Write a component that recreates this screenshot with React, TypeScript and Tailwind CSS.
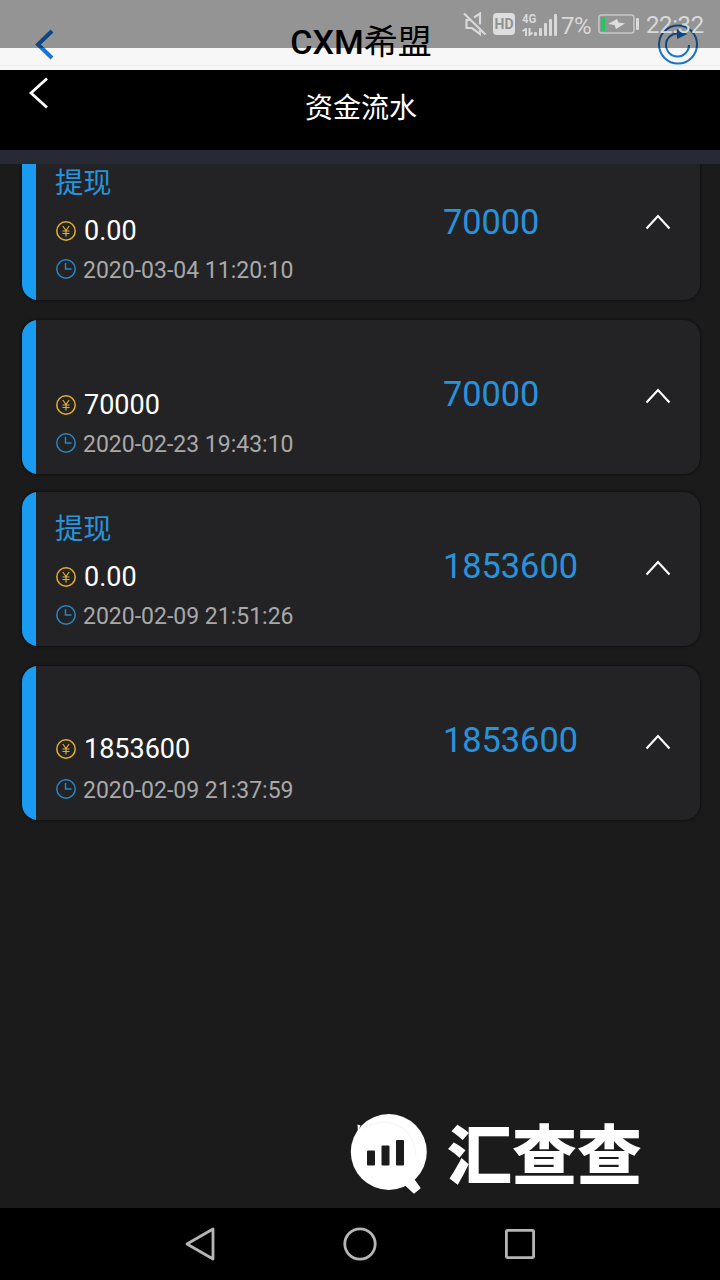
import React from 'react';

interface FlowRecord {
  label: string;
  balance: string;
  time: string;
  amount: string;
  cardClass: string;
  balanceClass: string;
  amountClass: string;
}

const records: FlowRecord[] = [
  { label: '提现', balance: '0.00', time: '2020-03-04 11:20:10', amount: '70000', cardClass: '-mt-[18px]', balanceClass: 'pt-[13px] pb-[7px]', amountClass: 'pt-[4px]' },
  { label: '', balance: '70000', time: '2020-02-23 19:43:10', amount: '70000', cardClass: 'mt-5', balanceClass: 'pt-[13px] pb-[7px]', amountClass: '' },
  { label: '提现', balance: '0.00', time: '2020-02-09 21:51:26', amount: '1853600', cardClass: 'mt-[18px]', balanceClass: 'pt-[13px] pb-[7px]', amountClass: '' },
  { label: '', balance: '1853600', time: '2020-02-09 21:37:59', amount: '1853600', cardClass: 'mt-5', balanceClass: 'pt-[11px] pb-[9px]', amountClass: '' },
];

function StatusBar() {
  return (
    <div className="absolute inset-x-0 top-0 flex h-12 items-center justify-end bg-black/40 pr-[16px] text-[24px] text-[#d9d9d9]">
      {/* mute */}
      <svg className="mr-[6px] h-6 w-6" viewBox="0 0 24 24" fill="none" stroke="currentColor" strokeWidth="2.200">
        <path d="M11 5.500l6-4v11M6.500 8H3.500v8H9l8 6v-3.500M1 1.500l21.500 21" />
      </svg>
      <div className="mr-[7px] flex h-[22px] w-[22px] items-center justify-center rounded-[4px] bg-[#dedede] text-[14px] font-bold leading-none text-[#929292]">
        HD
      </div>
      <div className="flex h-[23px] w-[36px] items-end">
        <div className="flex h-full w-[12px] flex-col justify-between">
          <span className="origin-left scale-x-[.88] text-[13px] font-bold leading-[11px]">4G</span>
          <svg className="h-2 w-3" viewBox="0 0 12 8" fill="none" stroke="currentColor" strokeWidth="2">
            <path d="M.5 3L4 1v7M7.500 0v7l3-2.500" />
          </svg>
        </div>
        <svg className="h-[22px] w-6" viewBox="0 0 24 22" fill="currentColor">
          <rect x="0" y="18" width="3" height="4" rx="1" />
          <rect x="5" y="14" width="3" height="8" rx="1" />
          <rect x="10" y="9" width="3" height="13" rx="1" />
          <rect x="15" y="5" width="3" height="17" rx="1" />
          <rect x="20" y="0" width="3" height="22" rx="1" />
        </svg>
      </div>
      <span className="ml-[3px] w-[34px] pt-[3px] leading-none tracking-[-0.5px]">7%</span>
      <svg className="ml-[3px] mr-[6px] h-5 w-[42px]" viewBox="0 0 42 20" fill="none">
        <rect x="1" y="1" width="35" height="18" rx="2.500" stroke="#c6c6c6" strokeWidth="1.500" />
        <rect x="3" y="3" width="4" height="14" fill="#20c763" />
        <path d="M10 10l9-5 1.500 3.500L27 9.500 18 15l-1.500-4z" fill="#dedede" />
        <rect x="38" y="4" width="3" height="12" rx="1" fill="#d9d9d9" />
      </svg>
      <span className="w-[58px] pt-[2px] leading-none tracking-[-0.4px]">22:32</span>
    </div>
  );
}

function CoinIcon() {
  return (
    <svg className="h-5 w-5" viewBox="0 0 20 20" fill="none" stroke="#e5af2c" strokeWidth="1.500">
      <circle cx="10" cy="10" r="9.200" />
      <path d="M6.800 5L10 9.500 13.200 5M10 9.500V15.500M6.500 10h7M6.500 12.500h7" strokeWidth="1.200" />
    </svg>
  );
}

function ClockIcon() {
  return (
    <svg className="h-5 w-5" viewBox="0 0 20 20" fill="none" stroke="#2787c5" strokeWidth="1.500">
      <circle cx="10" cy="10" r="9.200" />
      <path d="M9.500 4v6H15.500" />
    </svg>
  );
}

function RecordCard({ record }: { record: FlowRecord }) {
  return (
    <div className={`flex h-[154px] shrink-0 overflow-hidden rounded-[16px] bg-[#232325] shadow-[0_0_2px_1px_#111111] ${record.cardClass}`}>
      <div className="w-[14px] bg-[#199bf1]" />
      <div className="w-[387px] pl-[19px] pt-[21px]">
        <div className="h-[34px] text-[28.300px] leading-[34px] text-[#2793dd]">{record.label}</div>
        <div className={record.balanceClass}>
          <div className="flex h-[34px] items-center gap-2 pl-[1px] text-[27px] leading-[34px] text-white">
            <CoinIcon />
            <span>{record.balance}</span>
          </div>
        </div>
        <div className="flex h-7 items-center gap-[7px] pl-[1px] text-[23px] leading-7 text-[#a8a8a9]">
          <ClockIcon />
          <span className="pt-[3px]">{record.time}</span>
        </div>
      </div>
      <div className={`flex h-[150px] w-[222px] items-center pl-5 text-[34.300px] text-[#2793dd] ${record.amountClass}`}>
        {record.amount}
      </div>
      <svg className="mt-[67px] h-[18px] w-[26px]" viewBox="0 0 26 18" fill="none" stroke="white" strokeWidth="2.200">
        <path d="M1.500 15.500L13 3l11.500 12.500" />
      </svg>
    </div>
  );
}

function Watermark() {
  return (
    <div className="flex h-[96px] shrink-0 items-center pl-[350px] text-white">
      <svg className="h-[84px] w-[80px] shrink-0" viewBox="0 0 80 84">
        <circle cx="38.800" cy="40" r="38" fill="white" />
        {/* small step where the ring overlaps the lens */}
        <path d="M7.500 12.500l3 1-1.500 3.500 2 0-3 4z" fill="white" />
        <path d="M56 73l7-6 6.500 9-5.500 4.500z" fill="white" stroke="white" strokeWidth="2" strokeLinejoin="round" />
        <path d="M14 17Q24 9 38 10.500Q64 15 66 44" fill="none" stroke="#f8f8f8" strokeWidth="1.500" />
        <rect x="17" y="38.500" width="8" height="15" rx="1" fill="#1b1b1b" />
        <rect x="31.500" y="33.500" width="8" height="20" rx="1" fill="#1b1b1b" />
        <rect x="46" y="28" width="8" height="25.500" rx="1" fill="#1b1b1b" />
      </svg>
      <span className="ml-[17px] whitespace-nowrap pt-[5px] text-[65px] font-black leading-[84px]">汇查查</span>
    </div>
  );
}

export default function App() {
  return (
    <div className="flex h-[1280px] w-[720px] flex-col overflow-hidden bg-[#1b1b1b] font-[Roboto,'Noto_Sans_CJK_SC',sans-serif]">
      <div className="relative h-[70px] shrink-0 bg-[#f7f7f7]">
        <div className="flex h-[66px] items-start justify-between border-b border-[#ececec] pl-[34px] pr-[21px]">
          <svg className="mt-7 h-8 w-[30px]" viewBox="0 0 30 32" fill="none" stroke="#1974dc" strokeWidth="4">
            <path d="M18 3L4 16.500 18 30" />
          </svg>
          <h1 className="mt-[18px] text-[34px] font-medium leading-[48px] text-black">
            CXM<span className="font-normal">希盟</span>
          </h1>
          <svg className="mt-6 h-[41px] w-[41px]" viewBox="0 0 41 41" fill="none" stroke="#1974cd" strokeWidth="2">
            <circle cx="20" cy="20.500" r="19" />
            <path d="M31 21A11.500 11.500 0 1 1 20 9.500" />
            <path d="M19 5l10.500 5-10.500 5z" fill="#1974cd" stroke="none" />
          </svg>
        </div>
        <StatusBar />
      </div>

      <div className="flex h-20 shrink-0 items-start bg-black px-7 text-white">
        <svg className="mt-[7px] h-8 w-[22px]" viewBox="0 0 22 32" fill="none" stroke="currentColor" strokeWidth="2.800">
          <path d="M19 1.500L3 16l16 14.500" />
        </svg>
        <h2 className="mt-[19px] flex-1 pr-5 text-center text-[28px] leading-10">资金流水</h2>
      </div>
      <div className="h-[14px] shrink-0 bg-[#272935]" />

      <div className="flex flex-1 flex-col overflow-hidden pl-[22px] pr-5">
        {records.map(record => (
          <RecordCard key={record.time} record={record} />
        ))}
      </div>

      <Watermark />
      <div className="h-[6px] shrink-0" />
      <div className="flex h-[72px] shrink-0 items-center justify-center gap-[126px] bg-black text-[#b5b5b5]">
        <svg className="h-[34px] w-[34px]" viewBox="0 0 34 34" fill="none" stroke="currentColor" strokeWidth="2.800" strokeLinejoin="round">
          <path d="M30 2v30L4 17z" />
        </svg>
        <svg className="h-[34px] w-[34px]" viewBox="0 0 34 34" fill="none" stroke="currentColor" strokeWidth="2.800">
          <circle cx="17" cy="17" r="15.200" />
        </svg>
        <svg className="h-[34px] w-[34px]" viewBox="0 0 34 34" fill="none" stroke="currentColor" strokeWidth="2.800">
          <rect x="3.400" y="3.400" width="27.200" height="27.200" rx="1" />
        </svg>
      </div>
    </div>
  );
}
+---+
◆ Goal of the exercise: Each line with the string "React" in it needs to be found and copied.

◆ Expected answer:
Write a component that recreates this screenshot with React, TypeScript and Tailwind CSS.
import React from 'react';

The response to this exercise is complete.